An aquaculture venture that has already demonstrated success revolves around the southern flounder's cousin, the summer flounder, another subject of Dr. Watanabe's research. Summer flounder have a distinct pattern of five spots on the lower halves of their flat bodies, whereas southern flounder are more mottled in appearance. Both adult species lie on their side instead of their abdomen, and always look up. They are capable of changing color patterns to match the bottom color, ranging from blackish-brown to light gray. The down side of their body is white.
Dr. Watanabe pointed out that while there is at least one summer flounder hatchery, Great Bay Aquafarms in New Hampshire, the industry is constrained by a lack of published information on the growout stage from fingerling to marketable size, about two pounds.

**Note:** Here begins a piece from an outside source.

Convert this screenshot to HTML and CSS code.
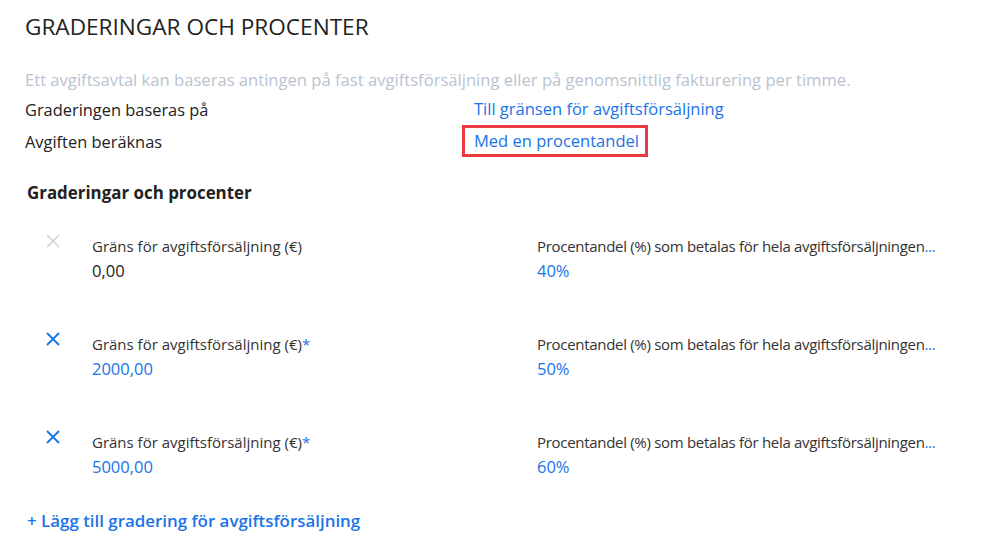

More research is necessary to understand how to maintain broodstock in a healthy state, alleviate stress and avoid disease. How does a scientist know a fish is under stress?
"Experience helps," Dr. Watanabe said. "You observe appearance, growth rates and feeding habits. Gardeners who have success with plants are said to have green thumbs. In aquaculture, certain 'blue thumb' aspects are involved."
"One person can't do everything by himself in a field as broad as aquaculture. It requires a multidisciplinary approach," Dr. Watanabe said. "I place a high priority on doing collaborative research with scientists who've mastered different areas of expertise."
Dr. Watanabe is collaborating with Dr. Thomas Losordo, a NCSU engineer, and Dr. Christopher Dumas, an UNCW economist, on a growout study that could give the summer flounder industry the information it needs to be a financial success. This aspect of the project is funded by a grant from the W.R. Kenan Jr. Fund in Chapel Hill.
"Investors are reluctant to back commercial projects without sufficient data," Dr. Watanabe said. "We want to generate nonbiased scientific data. That's why we're here!"
UNCW's Chancellor James R. Leutze believes Dr. Watanabe's research has the potential to change the whole face of aquaculture in the Southeast.
"The flounder is a fish that's in trouble," Dr. Leutze said. "I'm remarkably impressed by the creative aspects of Dr. Watanabe's work and its practical benefits to the field of marine science. This research could have a wider impact than any other study in aquaculture."
"With world population increasing and ocean finfish decreasing," Dr. Watanabe said, "fish farming is our only recourse to provide desirable species such as the summer and southern flounder in sufficient quantities to meet the needs of consumers."